What is asked: Nothing outside the lines from the one containing "Give me the" through the one containing "MdOutlineGridView, MdOutlineWidgets, MdPersonOutline" should be copied, and no pictures either. Copy those lines exactly.
******************************
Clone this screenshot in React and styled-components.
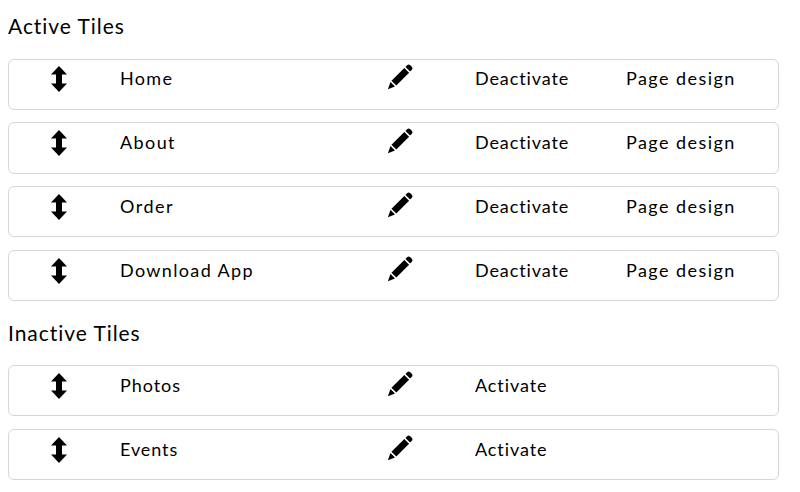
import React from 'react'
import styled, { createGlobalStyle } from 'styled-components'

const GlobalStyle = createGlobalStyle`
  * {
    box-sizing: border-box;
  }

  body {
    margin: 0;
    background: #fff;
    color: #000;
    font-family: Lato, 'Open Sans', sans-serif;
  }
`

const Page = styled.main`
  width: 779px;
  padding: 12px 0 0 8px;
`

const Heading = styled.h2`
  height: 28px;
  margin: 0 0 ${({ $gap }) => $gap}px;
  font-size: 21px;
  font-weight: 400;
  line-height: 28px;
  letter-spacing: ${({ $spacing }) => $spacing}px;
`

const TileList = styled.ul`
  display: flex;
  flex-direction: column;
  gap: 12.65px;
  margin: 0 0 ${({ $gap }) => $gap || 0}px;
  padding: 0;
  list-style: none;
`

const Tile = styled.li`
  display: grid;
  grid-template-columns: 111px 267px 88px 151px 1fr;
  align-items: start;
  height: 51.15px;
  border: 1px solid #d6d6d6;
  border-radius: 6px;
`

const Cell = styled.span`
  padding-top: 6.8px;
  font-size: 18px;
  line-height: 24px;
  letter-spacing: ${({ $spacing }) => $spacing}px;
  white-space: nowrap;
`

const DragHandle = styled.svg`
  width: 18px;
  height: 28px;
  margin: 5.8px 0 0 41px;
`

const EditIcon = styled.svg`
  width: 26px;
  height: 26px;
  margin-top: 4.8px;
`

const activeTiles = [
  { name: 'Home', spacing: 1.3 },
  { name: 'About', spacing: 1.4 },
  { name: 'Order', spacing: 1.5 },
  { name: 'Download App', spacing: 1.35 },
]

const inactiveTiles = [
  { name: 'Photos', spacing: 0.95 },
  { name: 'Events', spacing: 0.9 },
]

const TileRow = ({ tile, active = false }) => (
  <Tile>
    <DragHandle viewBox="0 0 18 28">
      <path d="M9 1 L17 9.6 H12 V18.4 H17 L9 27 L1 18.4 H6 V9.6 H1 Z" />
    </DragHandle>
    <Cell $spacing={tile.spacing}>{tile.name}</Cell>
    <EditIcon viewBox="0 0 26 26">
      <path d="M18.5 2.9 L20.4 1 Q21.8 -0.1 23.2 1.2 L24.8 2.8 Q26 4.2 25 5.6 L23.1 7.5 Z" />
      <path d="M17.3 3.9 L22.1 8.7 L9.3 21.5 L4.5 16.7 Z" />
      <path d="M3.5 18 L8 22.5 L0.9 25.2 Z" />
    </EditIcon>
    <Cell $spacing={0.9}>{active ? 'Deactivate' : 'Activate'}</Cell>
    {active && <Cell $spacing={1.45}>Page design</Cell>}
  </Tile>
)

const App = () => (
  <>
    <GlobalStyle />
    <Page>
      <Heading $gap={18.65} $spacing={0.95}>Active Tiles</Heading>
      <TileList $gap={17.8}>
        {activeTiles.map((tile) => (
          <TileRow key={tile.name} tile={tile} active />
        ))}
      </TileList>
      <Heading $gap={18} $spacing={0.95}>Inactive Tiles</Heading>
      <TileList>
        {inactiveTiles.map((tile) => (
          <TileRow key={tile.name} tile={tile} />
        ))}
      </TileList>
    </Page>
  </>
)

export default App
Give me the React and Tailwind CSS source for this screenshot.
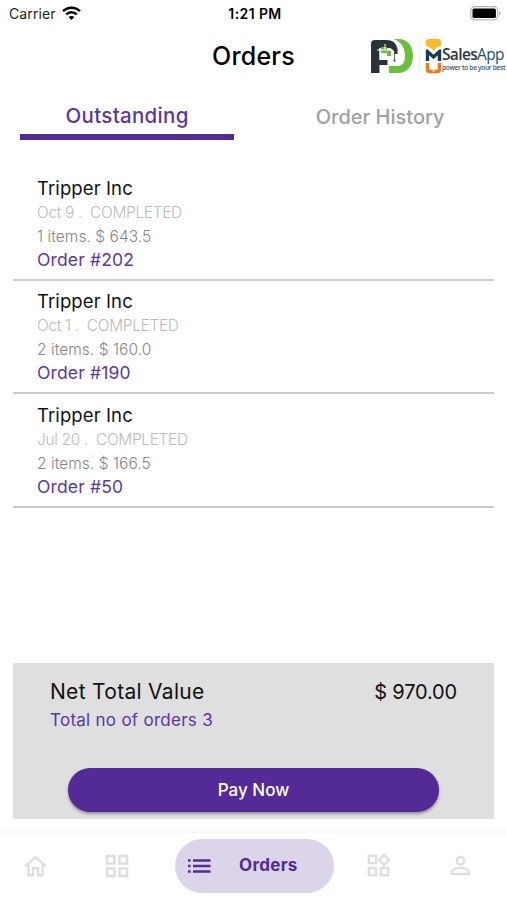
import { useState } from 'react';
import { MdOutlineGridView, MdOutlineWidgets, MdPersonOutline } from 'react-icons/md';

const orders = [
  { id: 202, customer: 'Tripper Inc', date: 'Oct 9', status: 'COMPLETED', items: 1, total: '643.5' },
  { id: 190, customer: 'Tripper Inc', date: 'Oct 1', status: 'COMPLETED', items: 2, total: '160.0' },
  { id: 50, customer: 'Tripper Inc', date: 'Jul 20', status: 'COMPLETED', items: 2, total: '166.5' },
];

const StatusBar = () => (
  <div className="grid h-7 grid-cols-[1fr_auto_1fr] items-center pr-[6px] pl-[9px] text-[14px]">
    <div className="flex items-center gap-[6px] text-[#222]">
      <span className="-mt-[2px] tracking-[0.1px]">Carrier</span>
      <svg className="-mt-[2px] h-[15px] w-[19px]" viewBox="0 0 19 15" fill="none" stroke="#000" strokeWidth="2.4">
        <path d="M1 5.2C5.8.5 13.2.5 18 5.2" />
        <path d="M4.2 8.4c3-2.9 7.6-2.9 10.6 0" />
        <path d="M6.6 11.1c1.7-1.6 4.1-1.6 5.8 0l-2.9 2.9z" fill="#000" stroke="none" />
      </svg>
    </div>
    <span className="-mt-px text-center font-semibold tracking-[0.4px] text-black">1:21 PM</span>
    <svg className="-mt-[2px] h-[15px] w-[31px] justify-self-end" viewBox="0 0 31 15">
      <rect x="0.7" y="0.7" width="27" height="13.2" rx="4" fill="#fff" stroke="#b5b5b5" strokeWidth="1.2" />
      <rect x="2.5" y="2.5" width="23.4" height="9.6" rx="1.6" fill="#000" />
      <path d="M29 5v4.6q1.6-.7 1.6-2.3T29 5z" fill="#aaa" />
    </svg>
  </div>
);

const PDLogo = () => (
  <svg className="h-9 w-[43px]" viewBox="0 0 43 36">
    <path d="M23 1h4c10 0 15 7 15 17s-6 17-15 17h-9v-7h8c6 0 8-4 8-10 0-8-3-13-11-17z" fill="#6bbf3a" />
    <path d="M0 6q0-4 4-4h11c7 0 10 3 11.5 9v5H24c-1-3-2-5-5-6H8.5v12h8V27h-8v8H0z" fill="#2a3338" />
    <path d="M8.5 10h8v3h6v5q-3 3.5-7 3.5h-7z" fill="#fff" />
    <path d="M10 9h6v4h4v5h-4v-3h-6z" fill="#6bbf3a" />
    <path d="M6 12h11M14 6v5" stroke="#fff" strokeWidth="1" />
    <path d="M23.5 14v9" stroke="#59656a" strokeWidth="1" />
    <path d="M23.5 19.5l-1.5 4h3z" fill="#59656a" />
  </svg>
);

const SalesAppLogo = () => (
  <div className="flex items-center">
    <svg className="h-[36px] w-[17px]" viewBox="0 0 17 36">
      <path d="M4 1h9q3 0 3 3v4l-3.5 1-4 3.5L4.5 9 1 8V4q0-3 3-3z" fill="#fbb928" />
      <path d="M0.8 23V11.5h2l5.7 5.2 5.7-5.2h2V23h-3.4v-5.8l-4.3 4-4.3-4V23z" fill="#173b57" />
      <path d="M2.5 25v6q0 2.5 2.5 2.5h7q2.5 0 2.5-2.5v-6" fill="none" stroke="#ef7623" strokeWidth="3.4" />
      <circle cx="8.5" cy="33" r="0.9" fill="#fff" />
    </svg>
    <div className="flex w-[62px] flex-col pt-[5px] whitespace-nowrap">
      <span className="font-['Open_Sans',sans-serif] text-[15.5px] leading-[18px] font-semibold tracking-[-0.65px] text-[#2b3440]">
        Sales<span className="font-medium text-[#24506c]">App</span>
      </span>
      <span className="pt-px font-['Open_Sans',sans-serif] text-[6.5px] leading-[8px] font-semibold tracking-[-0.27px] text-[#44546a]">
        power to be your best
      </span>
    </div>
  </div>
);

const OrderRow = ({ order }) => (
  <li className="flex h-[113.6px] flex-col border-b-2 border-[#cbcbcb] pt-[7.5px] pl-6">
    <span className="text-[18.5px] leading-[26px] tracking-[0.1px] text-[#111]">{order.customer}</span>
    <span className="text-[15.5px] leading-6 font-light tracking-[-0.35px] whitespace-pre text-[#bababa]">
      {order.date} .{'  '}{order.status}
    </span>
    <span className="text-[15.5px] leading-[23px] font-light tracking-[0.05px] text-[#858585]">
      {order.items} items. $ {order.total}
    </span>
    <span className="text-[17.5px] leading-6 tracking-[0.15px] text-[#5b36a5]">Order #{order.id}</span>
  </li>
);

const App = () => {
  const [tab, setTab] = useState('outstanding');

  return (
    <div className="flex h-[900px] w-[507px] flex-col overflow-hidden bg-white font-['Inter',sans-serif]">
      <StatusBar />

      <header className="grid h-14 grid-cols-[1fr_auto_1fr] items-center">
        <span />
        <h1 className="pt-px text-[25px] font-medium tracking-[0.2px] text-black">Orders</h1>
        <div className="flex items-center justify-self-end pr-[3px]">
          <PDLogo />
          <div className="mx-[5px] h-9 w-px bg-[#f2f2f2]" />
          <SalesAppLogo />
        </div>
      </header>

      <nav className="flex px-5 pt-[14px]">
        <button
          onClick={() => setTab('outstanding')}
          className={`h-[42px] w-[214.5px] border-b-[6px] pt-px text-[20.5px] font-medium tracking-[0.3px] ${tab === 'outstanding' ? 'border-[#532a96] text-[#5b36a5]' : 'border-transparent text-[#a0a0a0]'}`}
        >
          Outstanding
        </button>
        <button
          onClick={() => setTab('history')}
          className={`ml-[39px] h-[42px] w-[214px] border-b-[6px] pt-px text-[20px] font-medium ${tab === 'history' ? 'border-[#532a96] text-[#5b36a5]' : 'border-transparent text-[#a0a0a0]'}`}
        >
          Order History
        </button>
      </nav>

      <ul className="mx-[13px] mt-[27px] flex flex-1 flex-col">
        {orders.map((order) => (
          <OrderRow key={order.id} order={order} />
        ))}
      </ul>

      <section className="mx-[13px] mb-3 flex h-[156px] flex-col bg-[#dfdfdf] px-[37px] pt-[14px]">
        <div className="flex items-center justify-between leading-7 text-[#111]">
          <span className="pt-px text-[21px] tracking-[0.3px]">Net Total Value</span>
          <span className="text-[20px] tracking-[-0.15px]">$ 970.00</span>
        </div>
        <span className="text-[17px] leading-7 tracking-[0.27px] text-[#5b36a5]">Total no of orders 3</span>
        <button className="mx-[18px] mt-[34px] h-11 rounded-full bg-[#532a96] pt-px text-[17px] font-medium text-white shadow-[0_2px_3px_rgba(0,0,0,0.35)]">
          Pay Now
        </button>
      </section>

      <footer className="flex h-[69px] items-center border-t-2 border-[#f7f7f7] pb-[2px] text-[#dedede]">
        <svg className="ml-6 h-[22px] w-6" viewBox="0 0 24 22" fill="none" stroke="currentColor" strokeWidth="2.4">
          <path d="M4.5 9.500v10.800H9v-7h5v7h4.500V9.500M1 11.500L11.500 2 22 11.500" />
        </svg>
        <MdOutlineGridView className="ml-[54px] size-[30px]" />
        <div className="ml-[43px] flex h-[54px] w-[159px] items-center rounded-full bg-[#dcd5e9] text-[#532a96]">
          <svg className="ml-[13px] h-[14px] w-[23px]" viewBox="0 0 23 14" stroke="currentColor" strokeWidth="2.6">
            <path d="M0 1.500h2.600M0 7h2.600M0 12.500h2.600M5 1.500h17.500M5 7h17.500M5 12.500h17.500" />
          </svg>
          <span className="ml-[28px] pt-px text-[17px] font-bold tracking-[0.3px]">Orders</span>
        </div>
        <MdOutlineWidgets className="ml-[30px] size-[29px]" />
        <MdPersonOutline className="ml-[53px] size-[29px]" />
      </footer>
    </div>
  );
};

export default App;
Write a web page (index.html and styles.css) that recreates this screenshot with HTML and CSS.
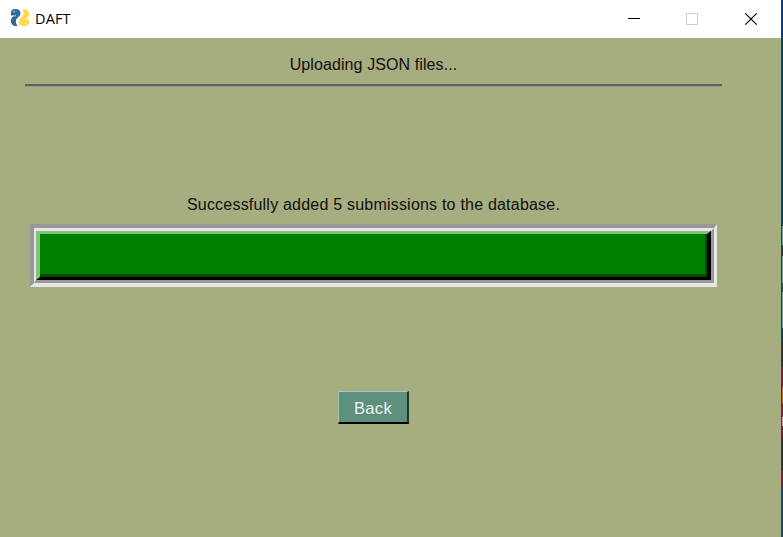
******************************
Result for this exercise:
Give me the React and Tailwind CSS source for this screenshot.
import { useState } from 'react';
import { MdOutlineGridView, MdOutlineWidgets, MdPersonOutline } from 'react-icons/md';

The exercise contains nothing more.